Here it is, the entire Apple 1 overview. Not much of a computer by today's standards, but sure enough it was a reasonably sized computer back then. In fact it had more memory than the computer in the Apollo 11, which landed the first men on the moon some 6 years before.
At the heart of the diagram we see the 6502, Apple 1's microprocessor.
All timing is derived from the terminal circuitry.
And that's where the processor's 1MHz clock signal originates from too.
The memory consists of 2 banks of 4k dynamic RAM and one tiny ROM with only 256 bytes, occupying an entire 4k bank. The dynamic memory is refreshed by "stealing" some clock cycles away from the processor. Explaining how this is done is a bit beyond the purpose of this page.

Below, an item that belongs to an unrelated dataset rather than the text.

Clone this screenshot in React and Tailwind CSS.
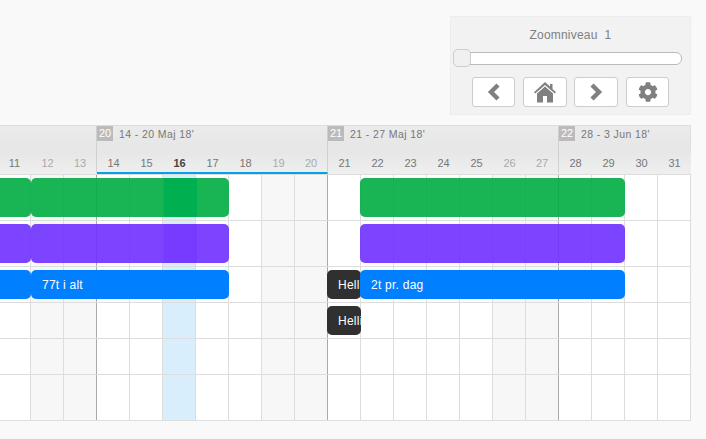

Finally the "computer" part is completed by a PIA (Peripheral I/O Adapter), responsible for keyboard input and terminal output.
The keyboard is simply a standard ASCII keyboard.
It produced a 7-bit ASCII character whenever a key was pressed.
A key press is signalled by a short strobe pulse, which sets a flip-flop inside the PIA to trigger the software to read the new character from the keyboard.
The terminal is simply a character output device which will be described on a separate page.
All computer parts are glued together by the address decoder. This decoder splits the 64k address range into 16 equal banks of 4kB each. Steve provided for a little patching area to allow you to flexibly arrange the memory in a way which suits you best.
There are 2 mandatory address banks: Bank 0, which must hold RAM memory for page 0 and the system stack.
And Bank F which must hold ROM memory to boot from.
You can see in the picture here that a simple blob of solder can be used to bridge the gaps between 0 and X and between Y and F to achieve just that.
In this picture the bridge between 1 and W is not shorted by a blob of solder, instead a wire is used to connect block 1 of RAM memory to bank E to accommodate the Apple Basic interpreter read from tape. But if you want to you can connect block 1 of RAM to bank 1 in memory, creating a total of 8k of continuous RAM space.
Finally you see a very common patch between R and C, which is in fact the block of memory used by the cassette interface in the peripheral slot. Usually S is patched to B, and T is patched to A too for expansion purposes although I have never seen any "official" use for them.
The signals R, S and T are connected to the peripheral connector, which usually is filled with the ACI, the Apple Cassette Interface.
Not shown in the block diagram is the expansion connector. The expansion connector is an edge connector on the right side of the Apple 1 which can be used to expand the system with more RAM and I/O. This connector is simply a collection of just about all data, address and relevant timing signals.